An example I like to give is from the real world - task scheduling. We had to write some simple task scheduling for an application. Each task was multiple steps, many of which were time based (i.e., "execute this command, wait X amount of time, execute another command, wait Y amount of time, execute a third command, once that is successful execute a fourth command"). The traditional way of doing this would be some sort of priority queue, with tasks weighted by how long from now until they were to be done. You check how long until the next event, sleep until then, fire it, then repeat. Simple, right?

Except...each event leads to more events. And event timings can change. And events can happen simultaneously, so you actually need a pool of threads to actually execute the events on. Locks everywhere. Task logic is very hard to isolate from the execution logic (i.e., the bit that says "do X, and create an event to execute at time Y" is hard to keep entirely separate from the "pull event from priority queue, throw to a new thread to execute on, sleep until next event", since there are so many interactions between the two that can affect one another, changing when events happen, and when the queue puller needs to wake up).
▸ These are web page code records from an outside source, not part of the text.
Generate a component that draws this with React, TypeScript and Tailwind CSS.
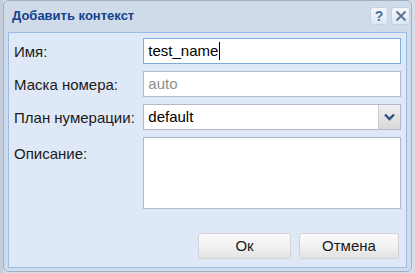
import React from "react";

const font = { fontFamily: '"Liberation Sans", Arial, sans-serif' };

export default function App() {
  return (
    <div className="w-[415px] h-[273px] bg-[#d7dee8] flex overflow-hidden" style={font}>
      <div className="w-[3px] shrink-0 bg-[#c3ccd8]" />
      <div className="w-[409px] h-[272px] rounded-[5px] border border-[#9fb0c6] bg-[#cfdbe9] flex flex-col">
        <div className="h-[30px] shrink-0 flex items-center pl-[8px] pr-[1px]">
          <div className="flex-1 text-[13px] font-bold text-[#15428b]">Добавить контекст</div>
          <div className="flex gap-[3px] items-center">
            <div className="w-[18px] h-[18px] rounded-[3px] border border-[#c4d2e4] bg-gradient-to-b from-[#f3f7fb] to-[#dde7f2] flex items-center justify-center text-[14px] font-bold text-[#4c6f9e] leading-none">?</div>
            <div className="w-[19px] h-[18px] rounded-[3px] border border-[#c4d2e4] bg-gradient-to-b from-[#f3f7fb] to-[#dde7f2] flex items-center justify-center">
              <svg width="12" height="12" viewBox="0 0 12 12">
                <path d="M1.5 1.5 L10.5 10.5 M10.5 1.5 L1.5 10.5" stroke="#5a6f96" strokeWidth="1.8" />
              </svg>
            </div>
          </div>
        </div>
        <div className="mx-[4px] mt-[1px] h-[236px] border border-[#99bbe8] bg-[#dfe8f6] flex flex-col px-[5px] pt-[5px]">
          <div className="flex flex-col gap-[7px] text-[15px] leading-[20px]">
            <div className="flex h-[26px]">
              <div className="w-[131px] pt-[4px] text-[#1a1a1a]">Имя:</div>
              <div className="w-[261px] border border-[#7eadd9] bg-white flex items-center pl-[4px] text-black">
                test_name<span className="inline-block w-px h-[18px] bg-black ml-[1px]" />
              </div>
            </div>
            <div className="flex h-[26px]">
              <div className="w-[131px] pt-[4px] text-[#1a1a1a]">Маска номера:</div>
              <div className="w-[261px] border border-[#b5b8c8] bg-white flex items-center pl-[4px] text-[#8e8e8e]">auto</div>
            </div>
            <div className="flex h-[26px]">
              <div className="w-[131px] pt-[4px] text-[#1a1a1a]">План нумерации:</div>
              <div className="w-[261px] border border-[#b5b8c8] bg-white flex items-center">
                <div className="flex-1 pl-[4px] text-black">default</div>
                <div className="w-[22px] h-full border-l border-[#c9ccd4] bg-gradient-to-b from-[#f0f0f0] to-[#d8d8d8] flex items-center justify-center">
                  <svg width="11" height="8" viewBox="0 0 11 8">
                    <path d="M1 1.5 L5.5 6 L10 1.5" stroke="#2f4f88" strokeWidth="2.4" fill="none" />
                  </svg>
                </div>
              </div>
            </div>
            <div className="flex h-[72px]">
              <div className="w-[131px] pt-[7px] text-[#1a1a1a]">Описание:</div>
              <div className="w-[261px] border border-[#b5b8c8] bg-white" />
            </div>
          </div>
          <div className="flex justify-end gap-[8px] mt-[24px] pr-[2px]">
            <div className="w-[93px] h-[26px] rounded-[3px] border border-[#d4d4d4] bg-gradient-to-b from-[#fafafa] via-[#f2f2f2] to-[#e2e2e2] flex items-center justify-center text-[15px] text-[#1a1a1a]">Ок</div>
            <div className="w-[100px] h-[26px] rounded-[3px] border border-[#d4d4d4] bg-gradient-to-b from-[#fafafa] via-[#f2f2f2] to-[#e2e2e2] flex items-center justify-center text-[15px] text-[#1a1a1a]">Отмена</div>
          </div>
        </div>
      </div>
    </div>
  );
}
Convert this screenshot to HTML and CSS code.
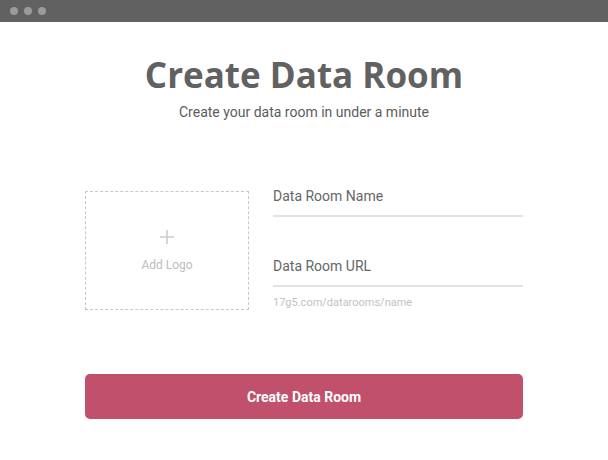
FILE: index.html
```html
<!DOCTYPE html>
<html>
<head>
  <title>Create Data Room</title>
  <link rel="stylesheet" href="styles.css">
</head>
<body>
  <div class="titlebar">
    <span class="dot"></span>
    <span class="dot"></span>
    <span class="dot"></span>
  </div>

  <div id="container">
    <h1 class="title">Create Data Room</h1>
    <p class="subtitle">Create your data room in under a minute</p>

    <div class="form">
      <div class="logo-box">
        <svg class="plus" width="16" height="16" viewBox="0 0 16 16">
          <path d="M8 1V15M1 8H15" stroke="#cccccc" stroke-width="1.6" fill="none"/>
        </svg>
        <span class="logo-text">Add Logo</span>
      </div>

      <div class="fields">
        <div class="field">
          <label class="field-label">Data Room Name</label>
          <div class="field-line"></div>
        </div>
        <div class="field field-url">
          <label class="field-label">Data Room URL</label>
          <div class="field-line"></div>
          <div class="field-hint">17g5.com/datarooms/name</div>
        </div>
      </div>
    </div>

    <button class="create-btn">Create Data Room</button>
  </div>
</body>
</html>
```

FILE: styles.css
```css
body {
  margin: 0;
  background-color: #ffffff;
  font-family: Roboto, "Liberation Sans", sans-serif;
}

.titlebar {
  height: 22px;
  background-color: #616161;
  display: flex;
  align-items: center;
  gap: 6px;
  padding-left: 10px;
}

.dot {
  width: 8px;
  height: 8px;
  border-radius: 50%;
  background-color: #9b9b9b;
}

#container {
  width: 438px;
  margin: 0 auto;
}

.title {
  margin: 33px 0 0;
  font-family: "Open Sans", sans-serif;
  font-weight: 700;
  font-size: 35px;
  line-height: 40px;
  color: #616161;
  text-align: center;
}

.subtitle {
  margin: 8px 0 0;
  font-size: 14px;
  line-height: 18px;
  color: #5c5c5c;
  text-align: center;
}

.form {
  display: flex;
  gap: 24px;
  margin-top: 70px;
}

.logo-box {
  width: 162px;
  height: 117px;
  border: 1px dashed #c8c8c8;
  display: flex;
  flex-direction: column;
  align-items: center;
  justify-content: center;
}

.plus {
  margin-top: 0;
}

.logo-text {
  margin-top: 13px;
  font-size: 12px;
  color: #bdbdbd;
}

.fields {
  width: 250px;
}

.field-label {
  display: block;
  font-size: 14px;
  line-height: 16px;
  color: #666666;
  margin-top: -3px;
}

.field-line {
  height: 2px;
  background-color: #e3e3e3;
  margin-top: 11px;
}

.field-url {
  margin-top: 44px;
}

.field-hint {
  margin-top: 9px;
  font-size: 11px;
  line-height: 13px;
  color: #c2c2c2;
}

.create-btn {
  display: block;
  width: 100%;
  height: 45px;
  margin-top: 64px;
  border: none;
  border-radius: 5px;
  background-color: #c0506b;
  color: #ffffff;
  font-family: Roboto, sans-serif;
  font-weight: 700;
  font-size: 14px;
}
```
In Erlang though? Trivial. Write your entire task as a single job. I.e., do x, wait, do y, wait, do z, wait for a message that z has completed, do a, etc. Then spin up one of those for each task that you need and let the VM handle the concurrency aspects of it. Even additional complexity, like "in the event of a message, change the amount of time until the next event to be half of what it was" is trivial; it's all contained in the same module, it all describes the same lifecycle of a single task. All the concurrency, the running of many of those tasks, and their interactions, and ensuring none is blocked, etc, is -free-.

This sounds like an obvious, ideal example once explained, and yet, every person where I worked who was unfamiliar with Erlang (and even some of those who had coded a little in it, but hadn't come to grasp the paradigm as well), who was explained what we were trying to do, described it as "easy, we just need to use a priority queue and pull from it!"

I think it's not as much green threads as very many threads. And then they're not as much threads as independently threadable parts of the code.

You don't have to intentionally write a work queue and balance the number of readers vs writers, etc. You just let the runtime make things go as fast as possible.

They do get balanced across cores in almost all cases. Erlang is a functional language which really lends itself to this.